La sala folta di molto pubblico, tanti i critici presenti. Tiresia fa sue le domande di tanti: esiste un altro finale? E: “E’ più grande il bene o il male?” Intanto fa scivolare la terra tra le dita, il gesto, sempre commovente, di Antigone per il rito funebre di Polinice. Creonte crede di agire in modo corretto, sempre in nome del bene della città. Il pericolo è nel denaro che può corrompere, indurre al rischio, facile lasciarsi sedurre. Invece è sua nipote ad agire, forte, decisa la motivazione. “Tu hai scelto la vita”, dirà a Ismene, devono separarsi. Il coro: “Mente accecata / fino alla distruzione”. Emone cerca inizialmente di essere remissivo con il padre mentre gli spiega che la città sente più vicina Antigone al suo decreto. “La legge va rispettata”, “Solo quando è giusta”. Ritorna con il coro il tema del bene e del male. Con la morte vicina. “Terra terra andare sottoterra/ l’amore che capisci/ quello del sangue/ che non tradisci”. No, non c’è riparo al destino. Inutile anche quel “Fermati!” dell’indovino. Troppo tardi. “Non indugiare!”, insiste il coro. Non resta che la disperazione. Compie infine una sorta di struggente danza su se stesso Tiresia facendo ancora scorrere terra tra le mani.
Ogni spettacolo, sintesi drammaturgica delle opere originarie, è stato applaudito a lungo, al termine tutti in piedi. Un impegno straordinario da parte di molti, una bella convinzione corale.

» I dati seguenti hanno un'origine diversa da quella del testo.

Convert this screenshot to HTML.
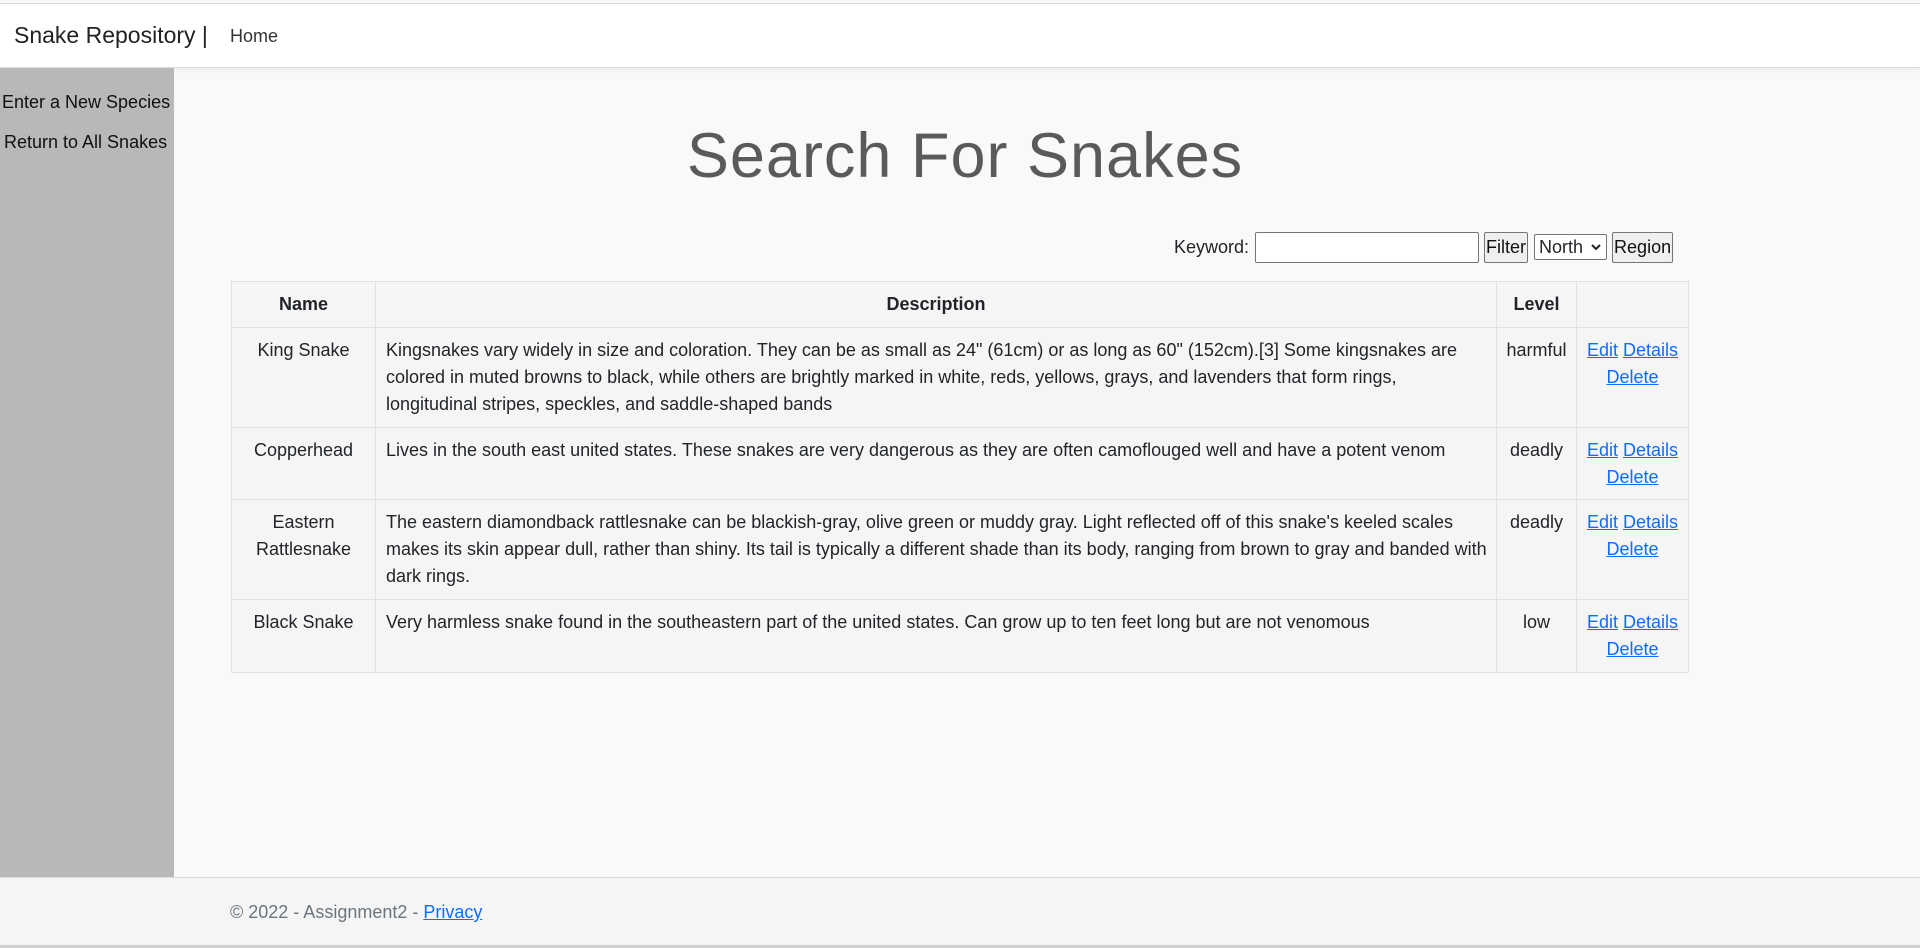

Si ricorda che nella “Carta di Genova” discussa con passione e approvata da tutti i presenti alla terza edizione, ottobre 2016, di Destini Incrociati, la rassegna di Teatro in Carcere promossa dal Coordinamento Nazionale, si chiedeva ai teatri, ai festival, di ospitare gli spettacoli realizzati con detenuti tenendo conto che molti sono i maestri guida d’eccellenza, Michalis Traitsis a Venezia, Gianfranco Pedullà a Firenze, Grazia Isoardi a Saluzzo, Livia Gionfrida a Prato, Ludovica Andò a Civitavecchia, Carlo Ferrari e Franca Tragni a Parma….e così via: tra i grandi c’è sicuramente anche Stefano Tè del Teatro dei Venti, una gioia che l’ERT abbia voluto, saputo creare le condizioni per la coproduzione e per l’ospitalità al Teatro delle Passioni, spettacoli aperti a tutta la popolazione.